- _GIVEN TASK_
Go through the lines below and copy each one that holds the string "styles".

- _RECORDED INFORMATION_
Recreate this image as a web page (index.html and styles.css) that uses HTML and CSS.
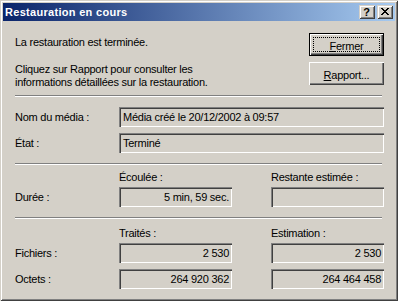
FILE: index.html
```html
<!DOCTYPE html>
<html lang="fr">
<head>
    <meta charset="UTF-8">
    <meta name="viewport" content="width=device-width, initial-scale=1.0">
    <title>Restauration en cours</title>
    <link rel="stylesheet" href="styles.css">
</head>
<body>

    <div class="window">
        <div class="titlebar">
            <span class="title">Restauration en cours</span>
            <div class="caption-btns">
                <button class="cap-btn help">?</button>
                <button class="cap-btn close">
                    <svg width="8" height="7" viewBox="0 0 8 7" shape-rendering="crispEdges">
                        <path d="M0 0h2v1H0zM6 0h2v1H6zM1 1h2v1H1zM5 1h2v1H5zM2 2h4v1H2zM3 3h2v1H3zM2 4h4v1H2zM1 5h2v1H1zM5 5h2v1H5zM0 6h2v1H0zM6 6h2v1H6z" fill="#000"/>
                    </svg>
                </button>
            </div>
        </div>

        <div class="content">
            <div class="top">
                <div class="messages">
                    <p>La restauration est terminée.</p>
                    <p class="second">Cliquez sur Rapport pour consulter les<br>informations détaillées sur la restauration.</p>
                </div>
                <div class="actions">
                    <button class="btn default"><u>F</u>ermer</button>
                    <button class="btn"><u>R</u>apport...</button>
                </div>
            </div>

            <div class="sep sep-1"></div>

            <div class="grid info">
                <span class="label">Nom du média :</span>
                <div class="field wide">Média créé le 20/12/2002 à 09:57</div>
                <span class="label">État :</span>
                <div class="field wide">Terminé</div>
            </div>

            <div class="sep"></div>

            <div class="grid stats">
                <span></span>
                <span class="head">Écoulée :</span>
                <span class="head">Restante estimée :</span>
                <span class="label">Durée :</span>
                <div class="field num">5 min, 59 sec.</div>
                <div class="field num"></div>
            </div>

            <div class="sep"></div>

            <div class="grid stats files">
                <span></span>
                <span class="head">Traités :</span>
                <span class="head">Estimation :</span>
                <span class="label">Fichiers :</span>
                <div class="field num">2 530</div>
                <div class="field num">2 530</div>
                <span class="label">Octets :</span>
                <div class="field num">264 920 362</div>
                <div class="field num">264 464 458</div>
            </div>
        </div>
    </div>

</body>
</html>
```

FILE: styles.css
```css
body { margin: 0; background: #d4d0c8; font-family: "Liberation Sans", Arial, sans-serif; font-size: 11px; color: #000; }
p { margin: 0; }

.window { width: 398px; height: 301px; box-sizing: border-box; padding: 3px; background: #d4d0c8;
    box-shadow: inset 1px 1px #d4d0c8, inset -1px -1px #404040, inset 2px 2px #fff, inset -2px -2px #808080; }

.titlebar { height: 18px; display: flex; justify-content: space-between; align-items: flex-start;
    background: linear-gradient(to right, #0a246a, #a6caf0); }
.title { color: #fff; font-weight: bold; line-height: 18px; padding-left: 2px; letter-spacing: 0.3px; }
.caption-btns { display: flex; gap: 2px; padding: 2px 2px 0 0; }
.cap-btn { width: 16px; height: 14px; padding: 0 1px 1px 0; border: 0; margin: 0; background: #d4d0c8;
    display: flex; align-items: center; justify-content: center;
    box-shadow: inset 1px 1px #d4d0c8, inset -1px -1px #404040, inset 2px 2px #fff, inset -2px -2px #808080; }
.cap-btn.help { font: bold 11px "Liberation Sans", Arial, sans-serif; line-height: 12px; }

.content { padding: 0 11px 0 12px; letter-spacing: -0.25px; }

.top { display: flex; justify-content: space-between; margin-top: 12px; height: 56px; }
.messages { padding-top: 3px; line-height: 13px; }
.messages .second { margin-top: 14px; }
.actions { display: flex; flex-direction: column; gap: 6px; }

.btn { width: 75px; height: 23px; padding: 2px 0 0; margin: 0; border: 0; background: #d4d0c8; color: #000;
    font: 11px "Liberation Sans", Arial, sans-serif; letter-spacing: -0.25px; position: relative;
    box-shadow: inset 1px 1px #fff, inset -1px -1px #404040, inset -2px -2px #808080; }
.btn.default { border: 1px solid #000; }
.btn.default::after { content: ""; position: absolute; top: 3px; left: 3px; right: 3px; bottom: 3px; border: 1px dotted #000; }

.sep { height: 0; border-top: 1px solid #808080; border-bottom: 1px solid #fff; margin: 10px 2px 0 0; }
.sep-1 { margin-top: 6px; }

.grid { display: grid; grid-template-columns: 104px 152px 113px; row-gap: 6px; margin-top: 10px; }
.stats { margin-top: 6px; }
.files { margin-top: 8px; }
.label { line-height: 20px; }
.head { line-height: 13px; margin-bottom: -3px; }

.field { height: 20px; line-height: 20px; padding: 0 3px 0 4px; box-sizing: border-box; white-space: nowrap; overflow: hidden;
    box-shadow: inset 1px 1px #808080, inset 2px 2px #404040, inset -1px -1px #fff, inset -2px -2px #d4d0c8; }
.field.wide { grid-column: span 2; }
.field.num { width: 113px; text-align: right; }
```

- _RESPONSE_
Recreate this image as a web page (index.html and styles.css) that uses HTML and CSS.
    <link rel="stylesheet" href="styles.css">
FILE: styles.css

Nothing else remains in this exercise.